(begin)

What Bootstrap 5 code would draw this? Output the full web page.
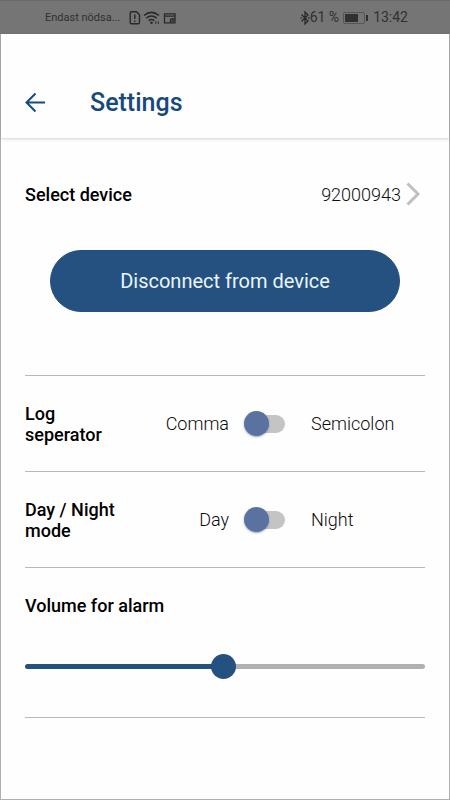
<!DOCTYPE html>
<html lang="en">
<head>
<meta charset="utf-8">
<meta name="viewport" content="width=device-width, initial-scale=1">
<title>Settings</title>
<link href="https://cdn.jsdelivr.net/npm/bootstrap@5.3.0/dist/css/bootstrap.min.css" rel="stylesheet">
<style>
  :root { --navy: #24517f; --ink: #0b0b0b; --line: #b9b9b9; }
  body { font-family: Roboto, "Liberation Sans", sans-serif; font-size: 18px; font-weight: 300; line-height: 21px; color: var(--ink); background: #fefefe; }
  .app-frame { border: 1px solid #b0b0b0; border-top: 0; }
  .status-strip { height: 34px; margin: 0 -1px; padding: 0 42px 0 45px; background: #757575; border-top: 1px solid #6a6a6a; color: #303030; font-size: 14px; font-weight: 400; }
  .carrier { font-size: 11px; }
  .app-header { height: 104px; padding: 50px 24px 0; box-shadow: 0 1px 3px rgba(0, 0, 0, .18); }
  .back-link { width: 65px; color: #174a7c; }
  .app-title { font-size: 25px; line-height: 30px; font-weight: 500; color: #174a7c; }
  .settings-main { padding: 44px 24px 0; }
  .row-title { font-size: 18px; line-height: 21px; font-weight: 500; color: #000; }
  .device-row { padding-bottom: 44px; }
  .device-link { color: #111; }
  .disconnect-btn { --bs-btn-color: #eaf4fc; --bs-btn-bg: var(--navy); --bs-btn-border-color: var(--navy); --bs-btn-hover-color: #fff; --bs-btn-hover-bg: #1c436b; height: 62px; font-size: 20px; }
  .disconnect-area { padding: 0 25px 63px; }
  .setting-row { border-top: 1px solid var(--line); height: 96px; }
  .setting-label { width: 28%; }
  .choice-start { width: 23%; }
  .toggle-input { appearance: none; display: grid; align-items: center; width: 41px; height: 25px; margin: 0 26px 0 15px; cursor: pointer; }
  .toggle-input::before { content: ""; grid-area: 1 / 1; justify-self: end; width: 38px; height: 18px; border-radius: 9px; background: #c4c4c4; }
  .toggle-input::after { content: ""; grid-area: 1 / 1; justify-self: start; width: 25px; height: 25px; border-radius: 50%; background: #5a72a0; box-shadow: 0 1px 2px rgba(60, 80, 120, .5); }
  .toggle-input:checked::after { justify-self: end; }
  .volume-row { border-top: 1px solid var(--line); border-bottom: 1px solid var(--line); padding: 27px 0 38px; }
  .volume-range { height: 26px; margin-top: 37px; }
  .volume-range::-webkit-slider-runnable-track { height: 5px; border-radius: 3px; background: linear-gradient(to right, #24517f 50%, #b1b1b1 50%); }
  .volume-range::-webkit-slider-thumb { width: 25px; height: 25px; margin-top: -10px; background: #24517f; }
</style>
<script src="https://cdn.jsdelivr.net/npm/bootstrap@5.3.0/dist/js/bootstrap.bundle.min.js"></script>
</head>
<body>
<div class="app-frame min-vh-100">
  <div class="status-strip d-flex align-items-center">
    <span class="carrier me-2">Endast nödsa...</span>
    <svg width="50" height="16" viewBox="0 0 50 16" fill="none" stroke="#292929" aria-hidden="true">
      <path d="M3.500 1.700h5l3 3v7.800q0 1.300-1.300 1.300H3.500q-1.300 0-1.300-1.300V3q0-1.300 1.300-1.300zM6.800 4.500v4.500M6.800 10.500v1.500" stroke-width="1.400"/>
      <path d="M16 5.500q7.500-6.300 15 0M18.300 8.200q5.200-4.200 10.400 0M20.700 10.700q2.800-2.200 5.600 0" stroke-width="1.500"/>
      <circle cx="23.500" cy="12.800" r="1.300" fill="#292929" stroke="none"/>
      <path d="M27.800 13.800v-2.500M30.300 11.300v2.500" stroke-width="1"/>
      <path d="M36.500 3.800h10.500v9H36.500zM36 6.200h11.500M42.500 9H47M42.500 9v4" stroke-width="1.300"/>
      <path d="M43.500 11h2.500" stroke-width="1.500"/>
    </svg>
    <div class="ms-auto d-flex align-items-center">
      <svg width="10" height="16" viewBox="0 0 10 16" fill="none" stroke="#292929" stroke-width="1.300" aria-hidden="true"><path d="M1.500 4.500l6.500 6.500-3 3V2l3 3-6.500 6.500M.5 8h1.300M8 8h1.500"/></svg>
      <span>61 %</span>
      <svg class="mx-1" width="26" height="12" viewBox="0 0 26 12" aria-hidden="true"><rect x=".5" y=".5" width="21" height="11" rx="1.500" fill="none" stroke="#555"/><rect x="2" y="2" width="13" height="8" fill="#303030"/><path d="M24 3v6" stroke="#303030" stroke-width="2"/></svg>
      <span>13:42</span>
    </div>
  </div>

  <header class="app-header d-flex align-items-start">
    <a class="back-link pt-1" href="#" aria-label="Back">
      <svg class="d-block mt-1" width="21" height="21" viewBox="0 0 21 21" fill="none" stroke="currentColor" stroke-width="2" aria-hidden="true"><path d="M20 10.500H2M10.500 1.500l-9 9 9 9"/></svg>
    </a>
    <h1 class="app-title mb-0 pt-1">Settings</h1>
  </header>

  <main class="settings-main">
    <section class="device-row d-flex align-items-center justify-content-between">
      <h2 class="row-title mb-0">Select device</h2>
      <a class="device-link d-flex align-items-center text-decoration-none" href="#">92000943
        <svg class="ms-1 me-1" width="16" height="24" viewBox="0 0 16 24" fill="none" stroke="#c0c0c0" stroke-width="3" aria-hidden="true"><path d="M2.500 1.500L13 12 2.500 22.500"/></svg>
      </a>
    </section>
    <div class="disconnect-area">
      <button type="button" class="btn btn-primary disconnect-btn rounded-pill w-100">Disconnect from device</button>
    </div>

    <section class="setting-row d-flex align-items-center">
      <h2 class="row-title setting-label mb-0" id="log-title">Log<br>seperator</h2>
      <span class="choice-start text-end">Comma</span>
      <input class="toggle-input flex-shrink-0" type="checkbox" role="switch" id="log-switch" aria-labelledby="log-title">
      <label for="log-switch">Semicolon</label>
    </section>
    <section class="setting-row d-flex align-items-center">
      <h2 class="row-title setting-label mb-0" id="mode-title">Day / Night<br>mode</h2>
      <span class="choice-start text-end">Day</span>
      <input class="toggle-input flex-shrink-0" type="checkbox" role="switch" id="mode-switch" aria-labelledby="mode-title">
      <label for="mode-switch">Night</label>
    </section>
    <section class="volume-row">
      <label class="row-title d-block" for="volume">Volume for alarm</label>
      <input class="form-range volume-range d-block" type="range" id="volume" min="0" max="200" value="99">
    </section>
  </main>
</div>
</body>
</html>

(end)

# Exercise
Repeat the material above in full and unchanged, minus its images.

# Final result
What Bootstrap 5 code would draw this? Output the full web page.
<!DOCTYPE html>
<html lang="en">
<head>
<meta charset="utf-8">
<meta name="viewport" content="width=device-width, initial-scale=1">
<title>Settings</title>
<link href="https://cdn.jsdelivr.net/npm/bootstrap@5.3.0/dist/css/bootstrap.min.css" rel="stylesheet">
<style>
  :root { --navy: #24517f; --ink: #0b0b0b; --line: #b9b9b9; }
  body { font-family: Roboto, "Liberation Sans", sans-serif; font-size: 18px; font-weight: 300; line-height: 21px; color: var(--ink); background: #fefefe; }
  .app-frame { border: 1px solid #b0b0b0; border-top: 0; }
  .status-strip { height: 34px; margin: 0 -1px; padding: 0 42px 0 45px; background: #757575; border-top: 1px solid #6a6a6a; color: #303030; font-size: 14px; font-weight: 400; }
  .carrier { font-size: 11px; }
  .app-header { height: 104px; padding: 50px 24px 0; box-shadow: 0 1px 3px rgba(0, 0, 0, .18); }
  .back-link { width: 65px; color: #174a7c; }
  .app-title { font-size: 25px; line-height: 30px; font-weight: 500; color: #174a7c; }
  .settings-main { padding: 44px 24px 0; }
  .row-title { font-size: 18px; line-height: 21px; font-weight: 500; color: #000; }
  .device-row { padding-bottom: 44px; }
  .device-link { color: #111; }
  .disconnect-btn { --bs-btn-color: #eaf4fc; --bs-btn-bg: var(--navy); --bs-btn-border-color: var(--navy); --bs-btn-hover-color: #fff; --bs-btn-hover-bg: #1c436b; height: 62px; font-size: 20px; }
  .disconnect-area { padding: 0 25px 63px; }
  .setting-row { border-top: 1px solid var(--line); height: 96px; }
  .setting-label { width: 28%; }
  .choice-start { width: 23%; }
  .toggle-input { appearance: none; display: grid; align-items: center; width: 41px; height: 25px; margin: 0 26px 0 15px; cursor: pointer; }
  .toggle-input::before { content: ""; grid-area: 1 / 1; justify-self: end; width: 38px; height: 18px; border-radius: 9px; background: #c4c4c4; }
  .toggle-input::after { content: ""; grid-area: 1 / 1; justify-self: start; width: 25px; height: 25px; border-radius: 50%; background: #5a72a0; box-shadow: 0 1px 2px rgba(60, 80, 120, .5); }
  .toggle-input:checked::after { justify-self: end; }
  .volume-row { border-top: 1px solid var(--line); border-bottom: 1px solid var(--line); padding: 27px 0 38px; }
  .volume-range { height: 26px; margin-top: 37px; }
  .volume-range::-webkit-slider-runnable-track { height: 5px; border-radius: 3px; background: linear-gradient(to right, #24517f 50%, #b1b1b1 50%); }
  .volume-range::-webkit-slider-thumb { width: 25px; height: 25px; margin-top: -10px; background: #24517f; }
</style>
<script src="https://cdn.jsdelivr.net/npm/bootstrap@5.3.0/dist/js/bootstrap.bundle.min.js"></script>
</head>
<body>
<div class="app-frame min-vh-100">
  <div class="status-strip d-flex align-items-center">
    <span class="carrier me-2">Endast nödsa...</span>
    <svg width="50" height="16" viewBox="0 0 50 16" fill="none" stroke="#292929" aria-hidden="true">
      <path d="M3.500 1.700h5l3 3v7.800q0 1.300-1.300 1.300H3.500q-1.300 0-1.300-1.300V3q0-1.300 1.300-1.300zM6.800 4.500v4.500M6.800 10.500v1.500" stroke-width="1.400"/>
      <path d="M16 5.500q7.500-6.300 15 0M18.300 8.200q5.200-4.200 10.400 0M20.700 10.700q2.800-2.200 5.600 0" stroke-width="1.500"/>
      <circle cx="23.500" cy="12.800" r="1.300" fill="#292929" stroke="none"/>
      <path d="M27.800 13.800v-2.500M30.300 11.300v2.500" stroke-width="1"/>
      <path d="M36.500 3.800h10.500v9H36.500zM36 6.200h11.500M42.500 9H47M42.500 9v4" stroke-width="1.300"/>
      <path d="M43.500 11h2.500" stroke-width="1.500"/>
    </svg>
    <div class="ms-auto d-flex align-items-center">
      <svg width="10" height="16" viewBox="0 0 10 16" fill="none" stroke="#292929" stroke-width="1.300" aria-hidden="true"><path d="M1.500 4.500l6.500 6.500-3 3V2l3 3-6.500 6.500M.5 8h1.300M8 8h1.500"/></svg>
      <span>61 %</span>
      <svg class="mx-1" width="26" height="12" viewBox="0 0 26 12" aria-hidden="true"><rect x=".5" y=".5" width="21" height="11" rx="1.500" fill="none" stroke="#555"/><rect x="2" y="2" width="13" height="8" fill="#303030"/><path d="M24 3v6" stroke="#303030" stroke-width="2"/></svg>
      <span>13:42</span>
    </div>
  </div>

  <header class="app-header d-flex align-items-start">
    <a class="back-link pt-1" href="#" aria-label="Back">
      <svg class="d-block mt-1" width="21" height="21" viewBox="0 0 21 21" fill="none" stroke="currentColor" stroke-width="2" aria-hidden="true"><path d="M20 10.500H2M10.500 1.500l-9 9 9 9"/></svg>
    </a>
    <h1 class="app-title mb-0 pt-1">Settings</h1>
  </header>

  <main class="settings-main">
    <section class="device-row d-flex align-items-center justify-content-between">
      <h2 class="row-title mb-0">Select device</h2>
      <a class="device-link d-flex align-items-center text-decoration-none" href="#">92000943
        <svg class="ms-1 me-1" width="16" height="24" viewBox="0 0 16 24" fill="none" stroke="#c0c0c0" stroke-width="3" aria-hidden="true"><path d="M2.500 1.500L13 12 2.500 22.500"/></svg>
      </a>
    </section>
    <div class="disconnect-area">
      <button type="button" class="btn btn-primary disconnect-btn rounded-pill w-100">Disconnect from device</button>
    </div>

    <section class="setting-row d-flex align-items-center">
      <h2 class="row-title setting-label mb-0" id="log-title">Log<br>seperator</h2>
      <span class="choice-start text-end">Comma</span>
      <input class="toggle-input flex-shrink-0" type="checkbox" role="switch" id="log-switch" aria-labelledby="log-title">
      <label for="log-switch">Semicolon</label>
    </section>
    <section class="setting-row d-flex align-items-center">
      <h2 class="row-title setting-label mb-0" id="mode-title">Day / Night<br>mode</h2>
      <span class="choice-start text-end">Day</span>
      <input class="toggle-input flex-shrink-0" type="checkbox" role="switch" id="mode-switch" aria-labelledby="mode-title">
      <label for="mode-switch">Night</label>
    </section>
    <section class="volume-row">
      <label class="row-title d-block" for="volume">Volume for alarm</label>
      <input class="form-range volume-range d-block" type="range" id="volume" min="0" max="200" value="99">
    </section>
  </main>
</div>
</body>
</html>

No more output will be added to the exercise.